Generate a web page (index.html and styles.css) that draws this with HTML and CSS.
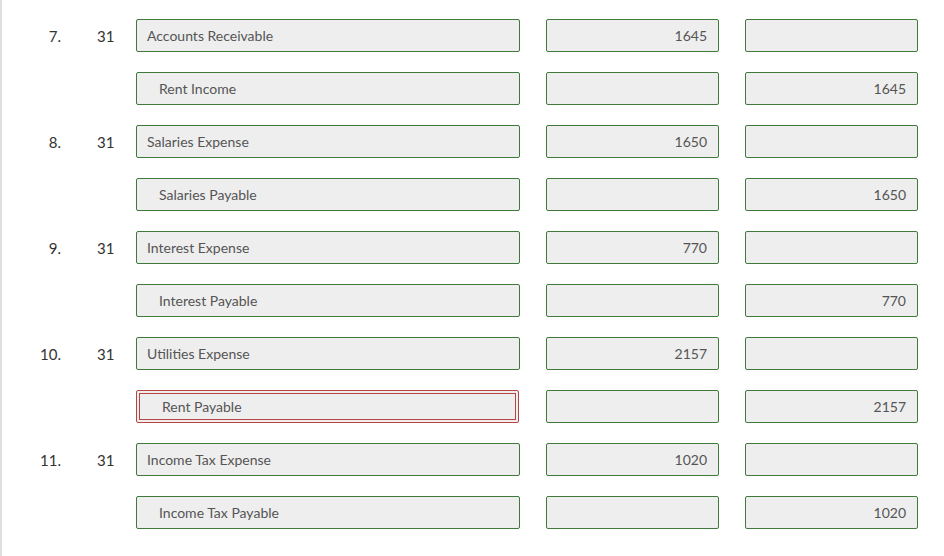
FILE: index.html
```html
<!DOCTYPE html>
<html>
<head>
<meta charset="utf-8">
<link rel="stylesheet" href="styles.css">
</head>
<body>
<div class="sheet">
  <div class="grid">
    <div class="num">7.</div><div class="date">31</div>
    <div class="box acct">Accounts Receivable</div>
    <div class="box amt">1645</div><div class="box amt"></div>

    <div class="num"></div><div class="date"></div>
    <div class="box acct indent">Rent Income</div>
    <div class="box amt"></div><div class="box amt">1645</div>

    <div class="num">8.</div><div class="date">31</div>
    <div class="box acct">Salaries Expense</div>
    <div class="box amt">1650</div><div class="box amt"></div>

    <div class="num"></div><div class="date"></div>
    <div class="box acct indent">Salaries Payable</div>
    <div class="box amt"></div><div class="box amt">1650</div>

    <div class="num">9.</div><div class="date">31</div>
    <div class="box acct">Interest Expense</div>
    <div class="box amt">770</div><div class="box amt"></div>

    <div class="num"></div><div class="date"></div>
    <div class="box acct indent">Interest Payable</div>
    <div class="box amt"></div><div class="box amt">770</div>

    <div class="num">10.</div><div class="date">31</div>
    <div class="box acct">Utilities Expense</div>
    <div class="box amt">2157</div><div class="box amt"></div>

    <div class="num"></div><div class="date"></div>
    <div class="wrong"><div class="wrong-inner">Rent Payable</div></div>
    <div class="box amt"></div><div class="box amt">2157</div>

    <div class="num">11.</div><div class="date">31</div>
    <div class="box acct">Income Tax Expense</div>
    <div class="box amt">1020</div><div class="box amt"></div>

    <div class="num"></div><div class="date"></div>
    <div class="box acct indent">Income Tax Payable</div>
    <div class="box amt"></div><div class="box amt">1020</div>
  </div>
</div>
</body>
</html>
```

FILE: styles.css
```css
html, body {
  margin: 0;
  padding: 0;
  background: #fff;
}
body {
  font-family: Lato, "Liberation Sans", sans-serif;
}
.sheet {
  border-left: 2px solid #dedede;
  height: 556px;
  box-sizing: border-box;
  padding-top: 19px;
}
.grid {
  display: grid;
  grid-template-columns: 59px 75px 384px 199px 199px;
  grid-auto-rows: 33px;
  row-gap: 20px;
}
.num, .date {
  font-size: 15px;
  color: #333;
  display: flex;
  align-items: center;
}
.num {
  justify-content: flex-end;
}
.date {
  padding-left: 36px;
}
.box {
  box-sizing: border-box;
  border: 1px solid #3f7a3a;
  border-radius: 2px;
  background: #eeeeee;
  font-size: 14px;
  color: #555;
  display: flex;
  align-items: center;
  padding: 0 11px 0 10px;
}
.amt {
  justify-content: flex-end;
  margin-left: 26px;
}
.indent {
  padding-left: 22px;
}
.wrong {
  box-sizing: border-box;
  border: 1px solid #b94444;
  border-radius: 2px;
  background: #eeeeee;
  padding: 2px;
  width: 383px;
}
.wrong-inner {
  box-sizing: border-box;
  height: 100%;
  border: 1px solid #b94444;
  font-size: 14px;
  color: #555;
  display: flex;
  align-items: center;
  padding-left: 22px;
}
```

##########

__Task directions__
Make an exact reproduction of the listing above, without any pictures.

__Response for this exercise__
Generate a web page (index.html and styles.css) that draws this with HTML and CSS.
FILE: index.html
```html
<!DOCTYPE html>
<html>
<head>
<meta charset="utf-8">
<link rel="stylesheet" href="styles.css">
</head>
<body>
<div class="sheet">
  <div class="grid">
    <div class="num">7.</div><div class="date">31</div>
    <div class="box acct">Accounts Receivable</div>
    <div class="box amt">1645</div><div class="box amt"></div>

    <div class="num"></div><div class="date"></div>
    <div class="box acct indent">Rent Income</div>
    <div class="box amt"></div><div class="box amt">1645</div>

    <div class="num">8.</div><div class="date">31</div>
    <div class="box acct">Salaries Expense</div>
    <div class="box amt">1650</div><div class="box amt"></div>

    <div class="num"></div><div class="date"></div>
    <div class="box acct indent">Salaries Payable</div>
    <div class="box amt"></div><div class="box amt">1650</div>

    <div class="num">9.</div><div class="date">31</div>
    <div class="box acct">Interest Expense</div>
    <div class="box amt">770</div><div class="box amt"></div>

    <div class="num"></div><div class="date"></div>
    <div class="box acct indent">Interest Payable</div>
    <div class="box amt"></div><div class="box amt">770</div>

    <div class="num">10.</div><div class="date">31</div>
    <div class="box acct">Utilities Expense</div>
    <div class="box amt">2157</div><div class="box amt"></div>

    <div class="num"></div><div class="date"></div>
    <div class="wrong"><div class="wrong-inner">Rent Payable</div></div>
    <div class="box amt"></div><div class="box amt">2157</div>

    <div class="num">11.</div><div class="date">31</div>
    <div class="box acct">Income Tax Expense</div>
    <div class="box amt">1020</div><div class="box amt"></div>

    <div class="num"></div><div class="date"></div>
    <div class="box acct indent">Income Tax Payable</div>
    <div class="box amt"></div><div class="box amt">1020</div>
  </div>
</div>
</body>
</html>
```

FILE: styles.css
```css
html, body {
  margin: 0;
  padding: 0;
  background: #fff;
}
body {
  font-family: Lato, "Liberation Sans", sans-serif;
}
.sheet {
  border-left: 2px solid #dedede;
  height: 556px;
  box-sizing: border-box;
  padding-top: 19px;
}
.grid {
  display: grid;
  grid-template-columns: 59px 75px 384px 199px 199px;
  grid-auto-rows: 33px;
  row-gap: 20px;
}
.num, .date {
  font-size: 15px;
  color: #333;
  display: flex;
  align-items: center;
}
.num {
  justify-content: flex-end;
}
.date {
  padding-left: 36px;
}
.box {
  box-sizing: border-box;
  border: 1px solid #3f7a3a;
  border-radius: 2px;
  background: #eeeeee;
  font-size: 14px;
  color: #555;
  display: flex;
  align-items: center;
  padding: 0 11px 0 10px;
}
.amt {
  justify-content: flex-end;
  margin-left: 26px;
}
.indent {
  padding-left: 22px;
}
.wrong {
  box-sizing: border-box;
  border: 1px solid #b94444;
  border-radius: 2px;
  background: #eeeeee;
  padding: 2px;
  width: 383px;
}
.wrong-inner {
  box-sizing: border-box;
  height: 100%;
  border: 1px solid #b94444;
  font-size: 14px;
  color: #555;
  display: flex;
  align-items: center;
  padding-left: 22px;
}
```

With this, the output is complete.